I'm Gonna Be a Weiner



Above is my entry in a recipe contest. I've never done anything like this before, but spurred on by all those contest shows they have on Food TV "America's National Crabapple Jelly in Pastry Competition up next! Don't change that dial!" and how simple the rules SEEMED, I decided to take a recipe I make all the time, dress it up, get the particulars, and send it off.

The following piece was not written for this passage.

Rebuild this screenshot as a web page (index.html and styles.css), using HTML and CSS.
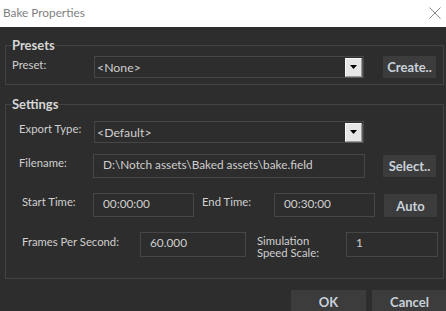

What I realized is that those rules are NOT simple. They have all kinds of hidden details and ingredients you must use and formats the recipe must be in. I'm sure this narrows the pool down to a nice sizable amount that can be actually tested and eaten. Still, I figure this is good experience, plus now a family recipe is down on paper and can be shared with the world. THE WORLD I tell you! It's really good alongside grilled steak or chicken. My husband loves it and he's not the biggest squash fan. It's also good on top of pasta. I personally eat it cold leftover out of the fridge all the time.

Italian Skillet Squash, from my Mama

2 teaspoons olive oil
1 teaspoon butter
1 cup chopped onion
2 garlic cloves, minced
1 teaspoon dried oregano
1/4 teaspoon salt
1/8 teaspoon fresh ground black pepper
2 cups sliced yellow squash (about 2 small)
2 cups sliced zucchini (about 2 small)
1 14.5 oz can diced tomatoes, with basil and garlic flavor (or other Italian flavor)
2 tablespoons grated fresh Parmesan cheese
2 tablespoons chopped fresh basil (optional)

Heat oil and butter in a large nonstick skillet over medium-high heat. Add chopped oion and saute until slightly softened, about 5 minutes. Reduce heat to medium and add minced garlic and dried oregano. Saute for another minute. Add salt and pepper.

Add the squash and zucchini and continue to saute until the squash soften. Add the diced tomatoes and reduce heat to medium-low. Continue cooking until most of the liquid has been absorbed. Sprinkle with grated parmesan. Garnish with fresh chopped basil, if desired.